- Born: December 7, 1906 New York City
- Died: April 8, 1996 (aged 89) New York City
- Occupation: Inventor
- Spouse: Betty Gellman ​(m. 1931)​
- Children: 4

= Benjamin Eisenstadt =

American inventor and entrepreneur (1906–1996)

Benjamin Eisenstadt (December 7, 1906 – April 8, 1996) was the designer of the modern sugar packet and developer of Sweet'N Low. He was the founder of the Cumberland Packing Corporation and a notable philanthropist.

==Personal life==
Benjamin Eisenstadt was born in New York City on December 7, 1906 in a family of Jewish immigrants from Russian Empire. He attended Brooklyn College.

He married Betty Gellman (1910–2001) on October 27, 1931 while living at 1250 44th Street in Brooklyn. Their children were Marvin Eisenstadt, who married Barbara; Gladys Eisenstadt; Ira Eisenstadt, who married Deirdre Howley; and Ellen Eisenstadt, who married Herbert Cohen.

==Business and philanthropy==
After college, Eisenstadt operated a cafeteria across from the Brooklyn Navy Yard.

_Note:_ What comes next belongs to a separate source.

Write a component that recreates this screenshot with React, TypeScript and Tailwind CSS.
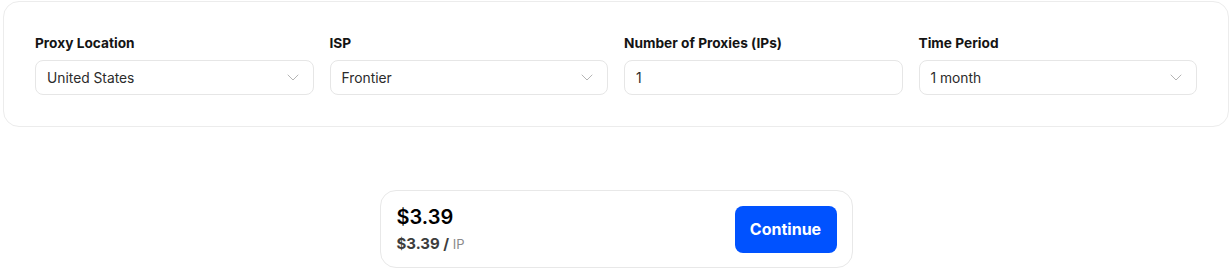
import React from "react";

const Chevron = () => (
  <svg width="12" height="7" viewBox="0 0 12 7" fill="none" className="shrink-0">
    <path d="M1 1l5 5 5-5" stroke="#b5b5b5" strokeWidth="1" strokeLinecap="round" strokeLinejoin="round" />
  </svg>
);

const Field = ({ label, value, select }: { label: string; value: string; select?: boolean }) => (
  <div className="flex flex-col">
    <div className="text-[13.7px] leading-5 font-bold text-[#141414] mb-[7px]">{label}</div>
    <div className="h-[35px] rounded-lg border border-[#e6e6e6] bg-white flex items-center justify-between pl-[11px] pr-[14px]">
      <span className="text-[13.8px] leading-5 pt-px text-[#2b2b2b]">{value}</span>
      {select && <Chevron />}
    </div>
  </div>
);

export default function App() {
  return (
    <div className="w-[1230px] h-[278px] bg-white" style={{ fontFamily: "Inter, 'Noto Sans', sans-serif" }}>
      <div className="ml-[3px] mr-px mt-px rounded-2xl border border-[#ececec] px-[31px] pt-[31px] pb-[31px] grid grid-cols-4 gap-x-4">
        <Field label="Proxy Location" value="United States" select />
        <Field label="ISP" value="Frontier" select />
        <Field label="Number of Proxies (IPs)" value="1" />
        <Field label="Time Period" value="1 month" select />
      </div>
      <div className="flex justify-center mt-[63px] pl-[2px]">
        <div className="w-[473px] h-[78px] rounded-2xl border border-[#e8e8e8] bg-white p-[15px] flex items-center justify-between">
          <div className="flex flex-col pl-px">
            <div className="text-[20px] leading-[26px] font-semibold text-black">$3.39</div>
            <div className="leading-5 mt-[3px]">
              <span className="text-[15px] font-bold text-[#3d3d3d]">$3.39 / </span>
              <span className="text-[13px] text-[#8a8a8a]">IP</span>
            </div>
          </div>
          <button className="h-[47px] w-[102px] rounded-lg bg-[#0052ff] text-white text-[16px] font-bold">Continue</button>
        </div>
      </div>
    </div>
  );
}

He switched to making tea bags after his cafeteria business declined.

In the mid 1940s he invented the sugar packet, packaged single servings of table sugar, to utilize his tea bag machinery. He proposed the idea to the major sugar producers, but was unsuccessful in attracting their interest. Since he had not secured a patent before shopping the idea around, sugar producers were then free to use his idea without paying royalties, and they did so.

In 1957 he came up with a formula for a powdered saccharin sweetener. Previously saccharin was sold as liquid drops, or tiny tablets. He mixed the saccharin with dextrose to bulk it up to a teaspoon sized portion, added cream of tartar, and calcium silicate as anti-caking agents. His Cumberland Packing Corporation marketed the product, called Sweet'N Low, in bright pink packets so that the saccharin packets would not be confused with sugar packets at restaurants.

His company was also the first to package soy sauce and other single serving condiments.

After the Cumberland Packing Corporation was on a financially successful footing, Eisenstadt devoted a part of his wealth to medical philanthropy. He became chairman of the board of the foundation for Maimonides Medical Center. During his 20-year tenure as a trustee and benefactor of this institution, he also served as secretary, and vice chairman of the board.

==Death==
Benjamin died at age 89 after complications from open heart surgery.

==Legacy==
Maimonides Medical Center has the Eisenstadt Administration Building and the Gellman Pavilion. The Gellman Pavilion was named in memory of Dr. Abraham Gellman, the brother of Eisenstadt's wife Betty.